Capsule: An Out-of-Core Training Mechanism for Colossal GNNs

Yongan Xiang, Zezhong Ding, Rui Guo, Shangyou Wang, Xike Xie, S. Kevin Zhou

6 citations

Abstract

Cutting-edge platforms of graph neural networks (GNNs), such as DGL and PyG, harness the parallel processing power of GPUs to extract structural information from graph data, achieving state-of-the-art (SOTA) performance in fields such as recommendation systems, knowledge graphs, and bioinformatics. Despite the computational advantages provided by GPUs, these GNN platforms struggle with scalability challenges due to the colossal graphical structures processed and the limited memory capacities of GPUs. In response, this work introduces Capsule, a new out-of-core mechanism for large-scale GNN training. Unlike existing out-of-core GNN systems, which use main or secondary memory as operative memory and use CPU kernels during non-backpropagation computation, Capsule uses GPU memory and GPU kernels.
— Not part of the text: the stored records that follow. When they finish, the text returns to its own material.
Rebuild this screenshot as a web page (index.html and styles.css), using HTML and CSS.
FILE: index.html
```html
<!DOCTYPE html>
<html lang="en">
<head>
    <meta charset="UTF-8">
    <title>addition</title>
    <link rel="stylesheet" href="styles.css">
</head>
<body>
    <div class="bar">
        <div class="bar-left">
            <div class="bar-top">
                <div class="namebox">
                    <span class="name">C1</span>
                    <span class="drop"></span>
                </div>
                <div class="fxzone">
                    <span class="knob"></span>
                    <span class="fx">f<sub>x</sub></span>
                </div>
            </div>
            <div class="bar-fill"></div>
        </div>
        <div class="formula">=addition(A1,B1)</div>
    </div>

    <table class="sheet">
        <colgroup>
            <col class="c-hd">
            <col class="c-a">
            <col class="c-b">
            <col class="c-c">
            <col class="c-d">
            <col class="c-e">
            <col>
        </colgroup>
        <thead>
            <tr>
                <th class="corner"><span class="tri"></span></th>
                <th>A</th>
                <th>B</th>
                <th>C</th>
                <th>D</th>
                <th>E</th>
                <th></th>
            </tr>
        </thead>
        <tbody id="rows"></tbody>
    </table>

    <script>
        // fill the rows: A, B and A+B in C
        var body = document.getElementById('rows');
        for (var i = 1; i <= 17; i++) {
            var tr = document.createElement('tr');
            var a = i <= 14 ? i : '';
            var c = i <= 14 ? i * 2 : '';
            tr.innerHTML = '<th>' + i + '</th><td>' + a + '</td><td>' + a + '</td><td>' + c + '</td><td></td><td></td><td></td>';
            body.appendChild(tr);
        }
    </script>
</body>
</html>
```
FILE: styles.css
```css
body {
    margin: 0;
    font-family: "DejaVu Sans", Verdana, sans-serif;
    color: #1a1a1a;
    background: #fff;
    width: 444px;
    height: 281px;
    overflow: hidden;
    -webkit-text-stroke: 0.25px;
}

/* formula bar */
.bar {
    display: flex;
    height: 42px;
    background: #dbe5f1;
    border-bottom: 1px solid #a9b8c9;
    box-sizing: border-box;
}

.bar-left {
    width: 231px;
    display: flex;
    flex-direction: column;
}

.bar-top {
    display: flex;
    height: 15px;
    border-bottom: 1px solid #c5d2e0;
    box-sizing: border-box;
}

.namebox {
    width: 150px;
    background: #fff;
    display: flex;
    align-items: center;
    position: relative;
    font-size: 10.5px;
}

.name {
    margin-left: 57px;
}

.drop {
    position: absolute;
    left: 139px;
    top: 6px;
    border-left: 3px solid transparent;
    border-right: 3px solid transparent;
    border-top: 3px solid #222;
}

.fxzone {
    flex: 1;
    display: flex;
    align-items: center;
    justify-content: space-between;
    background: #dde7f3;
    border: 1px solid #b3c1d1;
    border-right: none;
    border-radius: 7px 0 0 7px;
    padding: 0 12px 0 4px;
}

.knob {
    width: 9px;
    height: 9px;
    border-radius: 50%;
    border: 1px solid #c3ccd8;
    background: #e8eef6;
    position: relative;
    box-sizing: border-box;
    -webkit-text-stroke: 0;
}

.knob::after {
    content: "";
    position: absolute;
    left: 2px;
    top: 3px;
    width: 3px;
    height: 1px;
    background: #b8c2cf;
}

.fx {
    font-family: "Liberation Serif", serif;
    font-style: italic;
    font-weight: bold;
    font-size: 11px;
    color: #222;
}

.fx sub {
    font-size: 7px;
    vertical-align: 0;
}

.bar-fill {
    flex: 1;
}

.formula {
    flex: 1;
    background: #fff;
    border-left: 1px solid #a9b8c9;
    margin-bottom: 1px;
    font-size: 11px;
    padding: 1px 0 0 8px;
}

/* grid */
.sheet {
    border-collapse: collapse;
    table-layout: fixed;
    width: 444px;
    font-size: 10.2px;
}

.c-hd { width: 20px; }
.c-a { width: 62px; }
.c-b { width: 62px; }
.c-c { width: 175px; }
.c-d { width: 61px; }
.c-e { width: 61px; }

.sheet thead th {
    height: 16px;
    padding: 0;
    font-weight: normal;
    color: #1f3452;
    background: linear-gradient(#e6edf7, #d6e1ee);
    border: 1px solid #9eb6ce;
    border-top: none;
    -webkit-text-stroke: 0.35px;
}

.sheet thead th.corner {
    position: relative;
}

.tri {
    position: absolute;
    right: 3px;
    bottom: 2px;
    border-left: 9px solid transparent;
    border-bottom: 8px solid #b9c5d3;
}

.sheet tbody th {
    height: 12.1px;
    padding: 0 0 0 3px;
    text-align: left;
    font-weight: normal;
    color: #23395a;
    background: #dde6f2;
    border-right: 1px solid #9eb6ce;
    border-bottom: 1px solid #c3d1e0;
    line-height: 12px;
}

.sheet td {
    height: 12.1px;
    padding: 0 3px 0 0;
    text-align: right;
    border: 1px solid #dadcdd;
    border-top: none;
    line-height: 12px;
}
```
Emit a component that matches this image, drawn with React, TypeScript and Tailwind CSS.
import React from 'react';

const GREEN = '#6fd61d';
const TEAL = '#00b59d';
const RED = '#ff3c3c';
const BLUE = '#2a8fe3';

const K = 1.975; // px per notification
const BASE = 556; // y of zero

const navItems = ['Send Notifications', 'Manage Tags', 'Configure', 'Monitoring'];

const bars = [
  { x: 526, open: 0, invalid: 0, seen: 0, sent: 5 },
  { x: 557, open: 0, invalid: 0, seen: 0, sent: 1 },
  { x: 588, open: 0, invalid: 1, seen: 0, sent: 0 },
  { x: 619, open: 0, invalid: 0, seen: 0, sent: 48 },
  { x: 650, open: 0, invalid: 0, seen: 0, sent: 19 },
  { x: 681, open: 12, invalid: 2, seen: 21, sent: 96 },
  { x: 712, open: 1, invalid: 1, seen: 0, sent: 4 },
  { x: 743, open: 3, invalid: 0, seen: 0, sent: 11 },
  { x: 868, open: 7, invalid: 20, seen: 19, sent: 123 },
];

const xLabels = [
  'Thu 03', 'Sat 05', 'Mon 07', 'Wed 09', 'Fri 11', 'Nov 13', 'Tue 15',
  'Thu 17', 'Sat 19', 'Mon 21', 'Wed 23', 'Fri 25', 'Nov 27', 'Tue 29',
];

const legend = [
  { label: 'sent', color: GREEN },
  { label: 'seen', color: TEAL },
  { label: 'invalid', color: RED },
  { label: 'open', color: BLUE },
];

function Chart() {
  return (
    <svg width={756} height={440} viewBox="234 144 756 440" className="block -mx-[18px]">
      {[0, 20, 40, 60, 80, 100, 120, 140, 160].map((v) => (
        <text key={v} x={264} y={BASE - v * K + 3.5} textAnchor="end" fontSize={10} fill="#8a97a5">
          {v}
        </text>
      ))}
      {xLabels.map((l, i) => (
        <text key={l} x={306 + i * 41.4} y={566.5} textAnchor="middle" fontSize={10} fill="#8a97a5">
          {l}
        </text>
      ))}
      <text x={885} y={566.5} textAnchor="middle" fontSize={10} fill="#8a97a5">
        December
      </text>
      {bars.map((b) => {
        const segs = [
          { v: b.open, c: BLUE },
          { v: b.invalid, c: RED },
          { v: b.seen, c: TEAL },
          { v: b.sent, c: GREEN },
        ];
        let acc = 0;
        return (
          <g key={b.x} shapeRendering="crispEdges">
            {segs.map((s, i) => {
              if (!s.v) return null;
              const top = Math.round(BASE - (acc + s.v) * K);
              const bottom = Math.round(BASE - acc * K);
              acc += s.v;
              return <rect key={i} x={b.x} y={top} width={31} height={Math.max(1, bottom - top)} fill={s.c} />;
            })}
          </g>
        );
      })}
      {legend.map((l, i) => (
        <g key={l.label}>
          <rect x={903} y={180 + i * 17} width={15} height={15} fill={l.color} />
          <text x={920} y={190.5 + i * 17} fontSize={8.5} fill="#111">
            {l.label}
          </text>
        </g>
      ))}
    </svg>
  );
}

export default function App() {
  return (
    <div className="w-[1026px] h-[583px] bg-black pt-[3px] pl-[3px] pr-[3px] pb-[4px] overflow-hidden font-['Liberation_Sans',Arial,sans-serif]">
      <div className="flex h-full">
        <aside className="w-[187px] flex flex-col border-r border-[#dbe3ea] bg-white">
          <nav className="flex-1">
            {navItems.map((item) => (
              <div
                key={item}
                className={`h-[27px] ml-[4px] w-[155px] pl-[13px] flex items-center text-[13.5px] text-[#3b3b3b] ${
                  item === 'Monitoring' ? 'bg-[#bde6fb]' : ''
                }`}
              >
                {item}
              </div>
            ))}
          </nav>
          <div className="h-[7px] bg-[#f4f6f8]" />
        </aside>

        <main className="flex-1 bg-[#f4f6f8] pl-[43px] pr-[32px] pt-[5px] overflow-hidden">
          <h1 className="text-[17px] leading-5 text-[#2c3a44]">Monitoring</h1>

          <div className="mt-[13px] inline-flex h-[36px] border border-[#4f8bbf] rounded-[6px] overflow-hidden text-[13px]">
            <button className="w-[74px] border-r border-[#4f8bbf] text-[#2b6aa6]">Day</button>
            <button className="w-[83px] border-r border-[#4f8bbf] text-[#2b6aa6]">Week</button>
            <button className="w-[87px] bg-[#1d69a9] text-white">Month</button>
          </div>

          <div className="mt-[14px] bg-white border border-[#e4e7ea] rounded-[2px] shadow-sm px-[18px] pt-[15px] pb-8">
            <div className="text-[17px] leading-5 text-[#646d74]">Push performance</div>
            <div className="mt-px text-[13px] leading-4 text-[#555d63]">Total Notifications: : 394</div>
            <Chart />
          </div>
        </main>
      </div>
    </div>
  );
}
By substantially leveraging the parallelization capabilities of GPUs, Capsule significantly enhances GNN training efficiency. In addition, Capsule can be smoothly integrated to mainstream open-source GNN frameworks, DGL and PyG, in a play-and-plug manner. Through a prototype implementation and comprehensive experiments on real datasets, we demonstrate that Capsule can achieve up to a 12.02× improvement in runtime efficiency, while using only 22.24% of the main memory, compared to SOTA out-of-core GNN systems.